> [Given instruction]: Images are excluded; otherwise, output every record exactly.

[Pages as source code]

★ ★ ★

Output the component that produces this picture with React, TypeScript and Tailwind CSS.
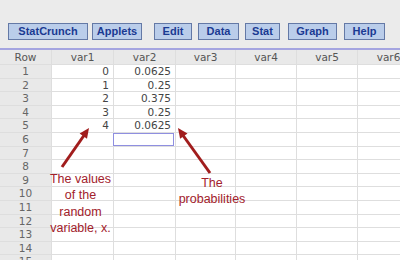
const buttons = [
  { label: 'StatCrunch', w: 'w-[80px]', ml: 'ml-[8px]' },
  { label: 'Applets', w: 'w-[50px]', ml: 'ml-[4px]' },
  { label: 'Edit', w: 'w-[38px]', ml: 'ml-[12px]' },
  { label: 'Data', w: 'w-[41px]', ml: 'ml-[6px]' },
  { label: 'Stat', w: 'w-[35px]', ml: 'ml-[6px]' },
  { label: 'Graph', w: 'w-[49px]', ml: 'ml-[8px]' },
  { label: 'Help', w: 'w-[41px]', ml: 'ml-[7px]' },
];

const headers = ['Row', 'var1', 'var2', 'var3', 'var4', 'var5', 'var6'];

const data: [string, string][] = [
  ['0', '0.0625'],
  ['1', '0.25'],
  ['2', '0.375'],
  ['3', '0.25'],
  ['4', '0.0625'],
];

const cell = 'border-r border-b border-[#dedede] h-[13.6px] leading-[13px]';

export default function App() {
  const rows = Array.from({ length: 15 }, (_, i) => i + 1);

  return (
    <div className="relative w-[400px] h-[260px] overflow-hidden bg-white font-['DejaVu_Sans',sans-serif]">
      {/* toolbar */}
      <div className="h-[48px] bg-[#ebebeb] flex items-start pt-[23px]">
        {buttons.map((b) => (
          <div
            key={b.label}
            className={`${b.w} ${b.ml} h-[17px] shrink-0 flex items-center justify-center border border-[#6479a6] bg-[#bacdea] text-[#1a3a92] text-[11px] font-bold font-['Liberation_Sans',Arial,sans-serif]`}
          >
            {b.label}
          </div>
        ))}
      </div>
      <div className="h-[2px] bg-[#a4a4e0]" />

      {/* grid */}
      <div className="grid grid-cols-[52px_62px_62px_60px_61px_61px_62px] text-[10.5px] text-[#555]">
        {headers.map((h) => (
          <div key={h} className="h-[15px] leading-[15px] text-center bg-[#e9e9e9] border-r border-b border-[#dedede]">
            {h}
          </div>
        ))}
        {rows.map((r) => {
          const d = data[r - 1];
          return [
            <div key={`r${r}`} className={`${cell} bg-[#e9e9e9] text-center text-[#666]`}>
              {r}
            </div>,
            <div key={`a${r}`} className={`${cell} text-right pr-[4px] text-[#444]`}>
              {d ? d[0] : ''}
            </div>,
            <div key={`b${r}`} className={`${cell} text-right pr-[4px] text-[#444]`}>
              {r === 6 ? (
                <div className="h-full w-[61px] -ml-[1px] border border-[#8f8fe0]" />
              ) : d ? (
                d[1]
              ) : (
                ''
              )}
            </div>,
            <div key={`c${r}`} className={cell} />,
            <div key={`d${r}`} className={cell} />,
            <div key={`e${r}`} className={cell} />,
            <div key={`f${r}`} className={cell} />,
          ];
        })}
      </div>

      {/* annotations */}
      <svg className="absolute inset-0 pointer-events-none" width="400" height="260">
        <line x1="62" y1="167" x2="85" y2="134" stroke="#a11d1d" strokeWidth="3" />
        <polygon points="89,128 87,138.8 79.6,133.6" fill="#a11d1d" />
        <line x1="210" y1="173" x2="182" y2="134" stroke="#a11d1d" strokeWidth="3" />
        <polygon points="178,128 187.5,133.6 180.1,138.8" fill="#a11d1d" />
      </svg>
      <div className="absolute left-[40px] top-[171px] w-[81px] text-center text-[12.5px] leading-[16.4px] text-[#a2212b] font-['Liberation_Sans',Arial,sans-serif]">
        The values
        <br />
        of the
        <br />
        random
        <br />
        variable, x.
      </div>
      <div className="absolute left-[171px] top-[175px] w-[82px] text-center text-[12.5px] leading-[16px] text-[#a2212b] font-['Liberation_Sans',Arial,sans-serif]">
        The
        <br />
        probabilities
      </div>
    </div>
  );
}
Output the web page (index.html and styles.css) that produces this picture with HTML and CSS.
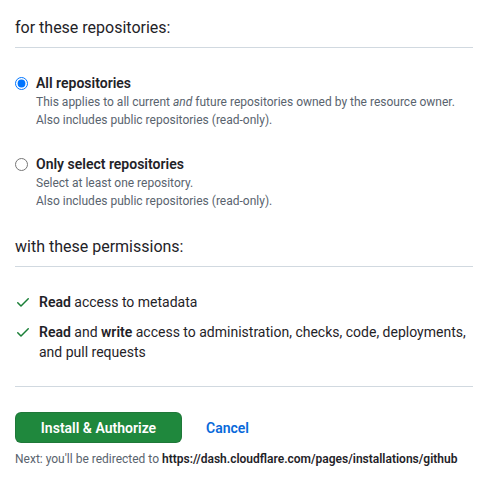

★ ★ ★

> [Answer to this problem]:
Output the component that produces this picture with React, TypeScript and Tailwind CSS.
const buttons = [
  { label: 'StatCrunch', w: 'w-[80px]', ml: 'ml-[8px]' },
  { label: 'Applets', w: 'w-[50px]', ml: 'ml-[4px]' },
  { label: 'Edit', w: 'w-[38px]', ml: 'ml-[12px]' },
  { label: 'Data', w: 'w-[41px]', ml: 'ml-[6px]' },
  { label: 'Stat', w: 'w-[35px]', ml: 'ml-[6px]' },
  { label: 'Graph', w: 'w-[49px]', ml: 'ml-[8px]' },
  { label: 'Help', w: 'w-[41px]', ml: 'ml-[7px]' },
];

const headers = ['Row', 'var1', 'var2', 'var3', 'var4', 'var5', 'var6'];

const data: [string, string][] = [
  ['0', '0.0625'],
  ['1', '0.25'],
  ['2', '0.375'],
  ['3', '0.25'],
  ['4', '0.0625'],
];

const cell = 'border-r border-b border-[#dedede] h-[13.6px] leading-[13px]';

export default function App() {
  const rows = Array.from({ length: 15 }, (_, i) => i + 1);

  return (
    <div className="relative w-[400px] h-[260px] overflow-hidden bg-white font-['DejaVu_Sans',sans-serif]">
      {/* toolbar */}
      <div className="h-[48px] bg-[#ebebeb] flex items-start pt-[23px]">
        {buttons.map((b) => (
          <div
            key={b.label}
            className={`${b.w} ${b.ml} h-[17px] shrink-0 flex items-center justify-center border border-[#6479a6] bg-[#bacdea] text-[#1a3a92] text-[11px] font-bold font-['Liberation_Sans',Arial,sans-serif]`}
          >
            {b.label}
          </div>
        ))}
      </div>
      <div className="h-[2px] bg-[#a4a4e0]" />

      {/* grid */}
      <div className="grid grid-cols-[52px_62px_62px_60px_61px_61px_62px] text-[10.5px] text-[#555]">
        {headers.map((h) => (
          <div key={h} className="h-[15px] leading-[15px] text-center bg-[#e9e9e9] border-r border-b border-[#dedede]">
            {h}
          </div>
        ))}
        {rows.map((r) => {
          const d = data[r - 1];
          return [
            <div key={`r${r}`} className={`${cell} bg-[#e9e9e9] text-center text-[#666]`}>
              {r}
            </div>,
            <div key={`a${r}`} className={`${cell} text-right pr-[4px] text-[#444]`}>
              {d ? d[0] : ''}
            </div>,
            <div key={`b${r}`} className={`${cell} text-right pr-[4px] text-[#444]`}>
              {r === 6 ? (
                <div className="h-full w-[61px] -ml-[1px] border border-[#8f8fe0]" />
              ) : d ? (
                d[1]
              ) : (
                ''
              )}
            </div>,
            <div key={`c${r}`} className={cell} />,
            <div key={`d${r}`} className={cell} />,
            <div key={`e${r}`} className={cell} />,
            <div key={`f${r}`} className={cell} />,
          ];
        })}
      </div>

      {/* annotations */}
      <svg className="absolute inset-0 pointer-events-none" width="400" height="260">
        <line x1="62" y1="167" x2="85" y2="134" stroke="#a11d1d" strokeWidth="3" />
        <polygon points="89,128 87,138.8 79.6,133.6" fill="#a11d1d" />
        <line x1="210" y1="173" x2="182" y2="134" stroke="#a11d1d" strokeWidth="3" />
        <polygon points="178,128 187.5,133.6 180.1,138.8" fill="#a11d1d" />
      </svg>
      <div className="absolute left-[40px] top-[171px] w-[81px] text-center text-[12.5px] leading-[16.4px] text-[#a2212b] font-['Liberation_Sans',Arial,sans-serif]">
        The values
        <br />
        of the
        <br />
        random
        <br />
        variable, x.
      </div>
      <div className="absolute left-[171px] top-[175px] w-[82px] text-center text-[12.5px] leading-[16px] text-[#a2212b] font-['Liberation_Sans',Arial,sans-serif]">
        The
        <br />
        probabilities
      </div>
    </div>
  );
}
Output the web page (index.html and styles.css) that produces this picture with HTML and CSS.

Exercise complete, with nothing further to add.